Vapor–liquid equilibrium behavior and quantum chemical calculations for bioethanol + water + choline chloride:urea + potassium acetate

Abstract

Extractive distillation is an effective method for separating azeotropic mixtures, and its success depends on the careful selection of distillation entrainers. Recently, deep eutectic solvents (DESs) have emerged as a novel and environmentally friendly class of entrainers. However, most research has focused on on pure DES entrainers. Developing new DESs remains a challenging task that requires significant time to identify suitable components and mixing ratios that form low freezing points. In this study, the well-known azeotropic mixture of biomass fuel ethanol and water was used as the model system.
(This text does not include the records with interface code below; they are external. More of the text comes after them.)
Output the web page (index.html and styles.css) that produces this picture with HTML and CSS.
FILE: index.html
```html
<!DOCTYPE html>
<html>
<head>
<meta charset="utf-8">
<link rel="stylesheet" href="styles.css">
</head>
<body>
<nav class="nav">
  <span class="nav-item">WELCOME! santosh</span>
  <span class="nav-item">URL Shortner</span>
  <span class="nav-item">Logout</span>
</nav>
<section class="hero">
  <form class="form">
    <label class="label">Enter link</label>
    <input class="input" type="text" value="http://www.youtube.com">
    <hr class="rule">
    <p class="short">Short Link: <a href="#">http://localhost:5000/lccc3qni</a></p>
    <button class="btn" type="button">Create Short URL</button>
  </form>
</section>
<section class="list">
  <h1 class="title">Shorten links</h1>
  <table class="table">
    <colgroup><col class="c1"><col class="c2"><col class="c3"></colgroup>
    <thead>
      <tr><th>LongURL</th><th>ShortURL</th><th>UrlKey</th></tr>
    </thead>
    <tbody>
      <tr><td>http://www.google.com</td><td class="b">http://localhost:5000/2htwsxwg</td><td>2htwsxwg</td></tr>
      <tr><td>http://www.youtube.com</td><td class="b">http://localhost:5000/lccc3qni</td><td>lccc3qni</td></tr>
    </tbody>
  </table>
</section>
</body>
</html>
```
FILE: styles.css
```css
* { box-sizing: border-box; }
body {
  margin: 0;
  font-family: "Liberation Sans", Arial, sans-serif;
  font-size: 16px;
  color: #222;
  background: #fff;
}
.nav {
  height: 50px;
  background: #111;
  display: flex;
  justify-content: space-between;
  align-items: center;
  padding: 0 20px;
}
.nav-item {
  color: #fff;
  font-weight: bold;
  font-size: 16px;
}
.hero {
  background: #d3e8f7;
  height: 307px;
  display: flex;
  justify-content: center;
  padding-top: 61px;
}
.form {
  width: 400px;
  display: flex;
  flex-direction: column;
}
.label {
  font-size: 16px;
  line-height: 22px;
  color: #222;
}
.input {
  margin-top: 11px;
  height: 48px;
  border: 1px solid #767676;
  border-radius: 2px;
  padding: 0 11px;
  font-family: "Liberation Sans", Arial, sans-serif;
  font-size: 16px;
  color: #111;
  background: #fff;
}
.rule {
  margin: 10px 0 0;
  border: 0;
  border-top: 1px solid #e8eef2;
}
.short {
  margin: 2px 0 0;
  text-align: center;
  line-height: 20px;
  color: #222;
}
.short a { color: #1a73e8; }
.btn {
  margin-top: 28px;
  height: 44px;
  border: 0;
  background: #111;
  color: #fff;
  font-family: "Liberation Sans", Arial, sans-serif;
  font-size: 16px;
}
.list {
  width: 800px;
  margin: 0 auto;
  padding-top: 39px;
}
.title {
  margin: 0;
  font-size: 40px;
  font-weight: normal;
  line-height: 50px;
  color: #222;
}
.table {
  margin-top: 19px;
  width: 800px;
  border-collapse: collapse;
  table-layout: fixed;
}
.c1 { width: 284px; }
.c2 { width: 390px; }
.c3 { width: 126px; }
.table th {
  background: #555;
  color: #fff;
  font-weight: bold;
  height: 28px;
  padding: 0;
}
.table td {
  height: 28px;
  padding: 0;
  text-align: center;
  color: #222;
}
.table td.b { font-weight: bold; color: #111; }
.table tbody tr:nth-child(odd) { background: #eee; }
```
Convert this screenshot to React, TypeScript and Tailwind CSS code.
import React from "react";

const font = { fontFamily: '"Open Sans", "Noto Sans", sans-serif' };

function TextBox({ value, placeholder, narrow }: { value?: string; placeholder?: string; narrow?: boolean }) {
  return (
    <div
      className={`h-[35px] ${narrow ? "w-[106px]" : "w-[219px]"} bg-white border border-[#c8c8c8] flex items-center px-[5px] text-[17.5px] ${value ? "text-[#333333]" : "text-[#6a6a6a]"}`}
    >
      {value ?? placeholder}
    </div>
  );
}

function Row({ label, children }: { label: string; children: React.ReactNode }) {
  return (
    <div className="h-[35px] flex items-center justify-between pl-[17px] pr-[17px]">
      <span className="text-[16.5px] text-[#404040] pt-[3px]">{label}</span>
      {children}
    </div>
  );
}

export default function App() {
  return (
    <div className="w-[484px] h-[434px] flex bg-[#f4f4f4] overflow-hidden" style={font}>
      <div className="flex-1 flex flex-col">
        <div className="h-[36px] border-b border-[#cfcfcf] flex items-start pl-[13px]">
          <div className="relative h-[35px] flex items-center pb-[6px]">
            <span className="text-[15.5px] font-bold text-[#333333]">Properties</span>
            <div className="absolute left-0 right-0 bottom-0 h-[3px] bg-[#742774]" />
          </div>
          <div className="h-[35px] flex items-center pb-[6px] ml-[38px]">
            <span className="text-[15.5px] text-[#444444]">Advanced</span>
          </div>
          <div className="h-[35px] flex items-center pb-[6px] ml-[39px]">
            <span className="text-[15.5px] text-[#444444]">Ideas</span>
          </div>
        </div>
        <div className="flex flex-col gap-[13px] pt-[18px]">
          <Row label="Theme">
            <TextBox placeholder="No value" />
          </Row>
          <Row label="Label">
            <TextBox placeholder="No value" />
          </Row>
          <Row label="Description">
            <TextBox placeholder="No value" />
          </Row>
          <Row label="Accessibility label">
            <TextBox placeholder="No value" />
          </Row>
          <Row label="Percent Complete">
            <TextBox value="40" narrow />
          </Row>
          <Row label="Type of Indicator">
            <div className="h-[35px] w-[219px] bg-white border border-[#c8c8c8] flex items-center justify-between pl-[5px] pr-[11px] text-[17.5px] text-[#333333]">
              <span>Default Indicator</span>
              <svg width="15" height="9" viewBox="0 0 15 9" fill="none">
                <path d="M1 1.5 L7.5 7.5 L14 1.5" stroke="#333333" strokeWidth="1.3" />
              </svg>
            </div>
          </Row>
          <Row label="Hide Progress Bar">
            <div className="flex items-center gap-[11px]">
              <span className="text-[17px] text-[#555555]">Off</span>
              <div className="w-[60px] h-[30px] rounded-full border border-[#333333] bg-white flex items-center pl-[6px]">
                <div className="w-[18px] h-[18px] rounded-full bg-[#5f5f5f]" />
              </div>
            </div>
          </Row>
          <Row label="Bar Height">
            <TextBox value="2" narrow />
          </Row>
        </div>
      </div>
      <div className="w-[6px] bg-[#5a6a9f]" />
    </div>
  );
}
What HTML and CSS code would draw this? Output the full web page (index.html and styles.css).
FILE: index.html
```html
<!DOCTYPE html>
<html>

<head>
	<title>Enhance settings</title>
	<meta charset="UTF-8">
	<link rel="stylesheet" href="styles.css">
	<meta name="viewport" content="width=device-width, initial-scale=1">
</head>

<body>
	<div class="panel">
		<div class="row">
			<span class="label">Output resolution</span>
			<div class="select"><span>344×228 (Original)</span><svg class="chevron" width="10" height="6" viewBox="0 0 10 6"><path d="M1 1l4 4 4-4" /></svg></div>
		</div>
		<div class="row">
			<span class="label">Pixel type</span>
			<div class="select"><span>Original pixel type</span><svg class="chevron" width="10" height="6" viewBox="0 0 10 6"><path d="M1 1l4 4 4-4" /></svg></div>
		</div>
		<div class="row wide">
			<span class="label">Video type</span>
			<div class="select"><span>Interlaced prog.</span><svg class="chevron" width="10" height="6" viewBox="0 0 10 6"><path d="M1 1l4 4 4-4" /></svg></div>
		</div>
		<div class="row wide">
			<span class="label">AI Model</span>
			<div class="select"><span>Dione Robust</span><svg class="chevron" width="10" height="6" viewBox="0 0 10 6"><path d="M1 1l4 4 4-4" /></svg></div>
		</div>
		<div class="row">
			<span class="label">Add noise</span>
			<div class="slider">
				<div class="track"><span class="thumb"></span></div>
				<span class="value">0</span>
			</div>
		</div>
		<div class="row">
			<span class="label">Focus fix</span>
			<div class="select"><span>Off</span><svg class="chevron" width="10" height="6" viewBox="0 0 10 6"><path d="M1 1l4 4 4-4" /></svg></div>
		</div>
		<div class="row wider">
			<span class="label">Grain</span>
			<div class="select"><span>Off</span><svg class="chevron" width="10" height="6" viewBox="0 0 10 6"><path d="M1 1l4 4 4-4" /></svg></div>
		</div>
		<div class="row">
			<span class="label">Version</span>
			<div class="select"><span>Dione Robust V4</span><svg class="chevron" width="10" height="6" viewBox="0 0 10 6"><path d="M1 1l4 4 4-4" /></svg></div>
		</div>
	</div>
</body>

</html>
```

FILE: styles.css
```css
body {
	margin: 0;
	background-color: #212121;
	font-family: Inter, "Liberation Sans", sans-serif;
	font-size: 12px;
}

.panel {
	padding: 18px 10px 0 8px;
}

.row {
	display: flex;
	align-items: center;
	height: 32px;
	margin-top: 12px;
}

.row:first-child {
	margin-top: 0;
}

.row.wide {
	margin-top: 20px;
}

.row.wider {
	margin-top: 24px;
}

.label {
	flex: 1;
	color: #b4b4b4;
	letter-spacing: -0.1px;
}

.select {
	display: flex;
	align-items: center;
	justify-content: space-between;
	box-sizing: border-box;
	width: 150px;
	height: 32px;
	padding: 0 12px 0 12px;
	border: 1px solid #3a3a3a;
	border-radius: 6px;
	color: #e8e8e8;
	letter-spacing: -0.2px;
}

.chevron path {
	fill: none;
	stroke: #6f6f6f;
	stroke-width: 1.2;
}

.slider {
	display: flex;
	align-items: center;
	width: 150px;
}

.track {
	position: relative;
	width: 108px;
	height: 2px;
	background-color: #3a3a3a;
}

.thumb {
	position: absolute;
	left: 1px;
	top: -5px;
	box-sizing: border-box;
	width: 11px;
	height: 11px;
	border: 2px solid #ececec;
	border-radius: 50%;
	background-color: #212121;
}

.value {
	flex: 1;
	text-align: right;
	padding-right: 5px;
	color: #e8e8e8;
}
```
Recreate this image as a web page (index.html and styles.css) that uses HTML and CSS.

The distillation efficiency of the pure DES (choline chloride:urea 1:2, mol/mol) was significantly enhanced by adding just 5 wt% potassium acetate, leading to a 40 % reduction in the usage of single DES. It was found that increasing the hybrid entrainer content from 0 to 34.8 wt% significantly raised the relative volatility of ethanol/water mixture near the azeotropic point from 0.99 to 3.29. To gain a deeper understanding of ethanol/water separation across the entire concentration range, the pseudobinary and pseudoternary vapor–liquid equilibria (VLE) of the ethanol/water + hybrid entrainer system were investigated, and the binary energy parameters of the Non-Random-Two-Liquid (NRTL) model were regressed. Lastly, quantum chemical calculations of the separation mechanism were conducted, covering several aspects: geometry optimizations of the individual components and complexes, electrostatic potential calculations, interaction energy assessments, analysis of hydrogen-bond donors and acceptors, examination of the location and bond lengths of intermolecular hydrogen bonds, evaluation of the influence on vibrational frequencies, and natural bond orbital analysis (NBO).